There’s also a problem with the definition of X: it’s recursive, so it doesn’t reduce to a material/logical statement, and there’s some machinery involved in formalizing it. This doesn’t seem impossible but it’s a complication.
We have a simulation of the aliens, who are no smarter than we are, so we run it and see what they do. We can’t formally define X, but it seems to me that if we are looking in at someone building an AI, we can see whether they are doing it.
What part do you think is most difficult? Understanding what the aliens are doing at all? The aliens running subtle deception schemes after realizing they are in a simulation (but making it look to us like they don’t realize they are in a simulation)? Making a judgment call about whether their behavior counts at X?
(Of course, actually spawning an alien civilization sounds incredibly difficult, the subsequent steps don’t sound so hard to me.)
If we’re simulating them perfectly, then they are in total using less compute than us. And their simulation of a third civilization in total uses less compute than they use. So this is only a way to pass control to smaller civilizations. This is insufficient, so I was thinking that it is actually necessary to predict what they do given a less-than-perfect simulation, which is a difficult problem.

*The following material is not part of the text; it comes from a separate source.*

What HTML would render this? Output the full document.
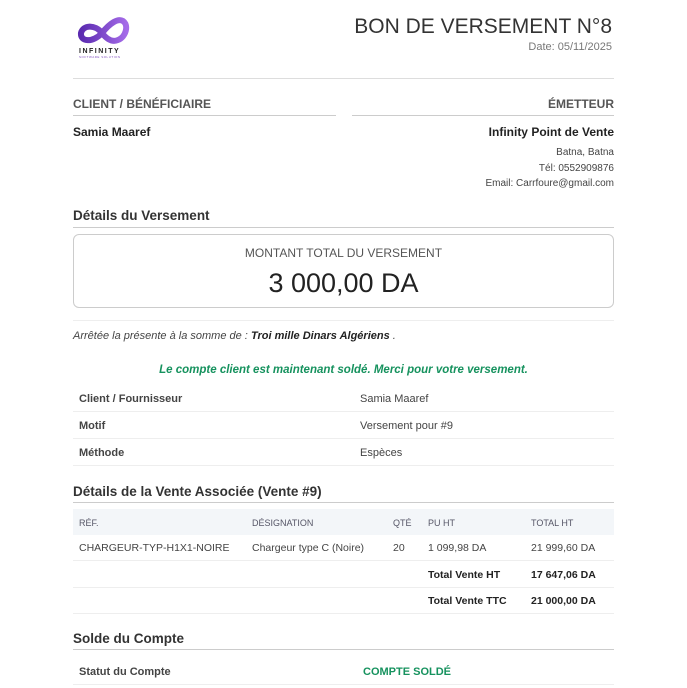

Actually I think I misinterpreted your comment: you are proposing deciding whether to hand over control _without_ simulating them actually running AI code. But this is actually an extrapolation: before most of the cognitive work of their civilization is done by AI, their own computation of simulations will be interleaved with their own biological computation. So you can’t just simulate them up to the point where they hand off control to AI, since there will be a bunch of computation before then too.
Basically, you are predicting what the aliens do in situation X, without actually being able to simulate situation X yourself. This is an extrapolation, and understanding of alien social dynamics would be necessary to predict this accurately.
I agree that you’d need to do some reasoning rather than being able to simulate the entire world and see what happens. But you can really afford quite a lot of simulating if you had the ability to rerun evolution, so you can e.g. probe the entire landscape of what they would do under different conditions (including what groups would do). The hardest things to simulate are the results of the experiments they run, but again you can probe the entire range of possibilities. You can also probably recruit aliens to help explain what the important features of the situation are and how the key decisions are likely to be made, if you can’t form good models by using the extensive simulations.
The complexity of simulating “a human who thinks they’ve seen expensive computation X” seems much closer to the complexity of simulating a human brain than to the complexity of simulating X.